Фрагменты таблицы расстояний различных столиц от Москвы. Начало XVIII века Амстердам Париж
Трение пространства — общая проблема стран-гигантов — обостряется периодически. В 1830—1840-х годах и Пушкин, и «безумный» Чаадаев, и даже царь Николай I считали расстояния проклятием России. Почему именно тогда? Да потому, что раньше, если не наши дистанции, то скорости движения (особенно зимой, по твердому санному пути) были те же, что «у них». А в XX веке страна отстала с устройством железных дорог, сжавших пространство в Европе. Национальный комплекс неполноценности возникал от неприятного сравнения. К XX веку этот разрыв сократили, началась эпоха русского «рельсового империализма». Теперь у России снова комплекс, и снова не так из-за самих расстояний, как из-за способов и цен их преодоления. Мы застряли в эпохе небыстрых и технически не лучших поездов.
Этот самый массовый транспорт сократил перевозки грузов за 90-е годы в 6 раз, а пассажиров — вдвое. Студент МГУ Д. Малиновский по отношению тарифов на поездки поездом между Москвой, Новосибирском, Владивостоком и центрами прочих субъектов РФ к душевому доходу их жителей в 1985 и 2001 годах (билеты потом еще не раз дорожали) выяснил, что для «богатых» москвичей страна стала ближе, а большинству провинциалов проезд в Москву стоил, по их доходам, в 1,5 — 3,5 раза дороже, чем раньше. Жителю Забайкалья и юга Дальнего Востока, чтобы навестить родню на западе России и вернуться назад, нужно было скопить два месячных дохода. Лишь для Санкт-Петербурга, Самарской области и нефтяного Приобья столица стала экономически ближе, чем в советское время.
Скоростное движение пока введено на направлениях Москва — Санкт- Петербург и Москва — центры смежных областей (экспресс-электрички). За два часа не всегда доедешь и до границы Московской области; за три — можно покрыть 200 километров до Рязани, Калуги, Твери, Владимира и лишь по Октябрьской дороге — около 300 км (Бологое). А из Парижа поезда TGV часа за три добегут в Марсель и Бордо, Лондон и Амстердам, Кельн и Франкфурт, а это 500 — 800 километров. В пятый в стране по размерам и ближайший к Москве город-миллионер Нижний Новгород (450 километров) поезд обычно идет 6 — 7 часов: ни за день обернуться, ни толком выспаться.

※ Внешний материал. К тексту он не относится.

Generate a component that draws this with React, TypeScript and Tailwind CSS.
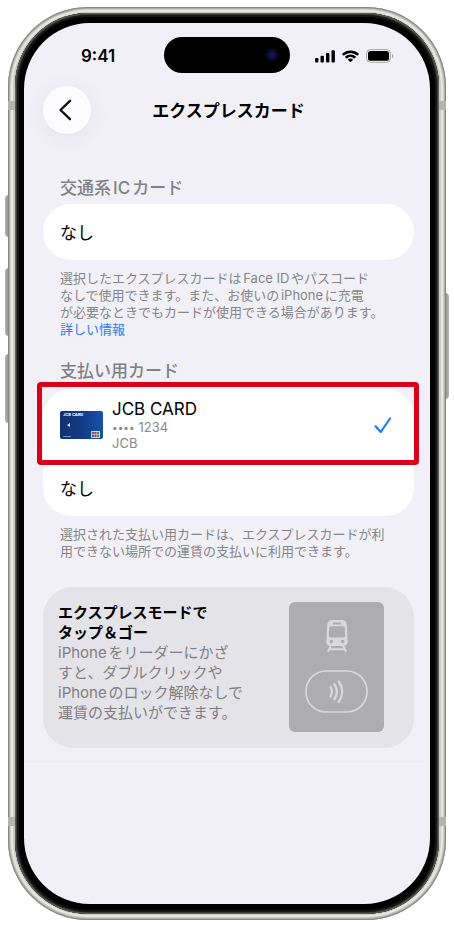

С консерватизмом пространства надо считаться
Что же изменилось, если изменилось, в самых главных геоурбанистических параметрах страны за истекший век? В.П. Семенов-Тян-Шанский сто лет назад предложил схему «сгущений городской жизни» Европейской России под влиянием природных и других условий. Такие сгущения он отметил в сердце Русской равнины (Москва — Нижний Новгород) и по окраинам: на переходах к Европе, к Сибири и на Балтийском и Черноморском флангах. Устойчивость этой схемы проверялась по статистике населения. И в конце XX века она оказалась практически той же самой, что в его начале. Инерция (преемственность) развития после всех сдвигов — смены столицы, распада страны — просто поразительна. Ее еще больше подчеркнуло сходство геополитической и геоэкономической ситуации, опять повысившей роль окон в мир. Только к ним, кроме Балтийского и Черноморского, и даже в первую очередь, относится теперь центральное — столичное окно.
Вывод звучит, быть может, тривиально, но все так же убедительно: с пространством России нужно считаться. Сколько над ним экспериментировали, а оно часто оказывалось сильнее экспериментаторов, даже когда у них были большие материальные средства и железная воля преобразователей-реформаторов. Порой им удавалось обмануть, обогнать, пришпорить время, пустить его вскачь хотя бы в отдельных центрах и ареалах, но все равно реформы то и дело вязли на просторах страны.
Главным средством организации нашего пространства все-таки служили и служат его городские центры. Их сети, системы от него неотделимы, они стали его ключевой частью и, можно сказать, его «делают», обладая в то же время собственными строением, логикой и инерцией. Лидеры (верхушка, элита) этих сетей проявляют склонность к сотрудничеству с равными себе. Если равных партнеров мало, а страна не изолирована, они подключаются к внешней, глобальной сети, забывая братьев меньших.
Современным антиглобалистам и националистам эти центры-иностранцы кажутся чуждыми и неправедными, каким эллинизированный Иерусалим некогда казался Христу, а европеизированный Санкт-Петербург — Достоевскому. Однако «прививками извне» такой центр страхуется от синхронных со своей страной спадов, обеспечивая запас движения, постоянной инновативности и сохраняя тем самым ростки подъема для всей страны. Без них организм был бы более однородным и монолитным, но при этом и более примитивным, менее гибким и жизнестойким.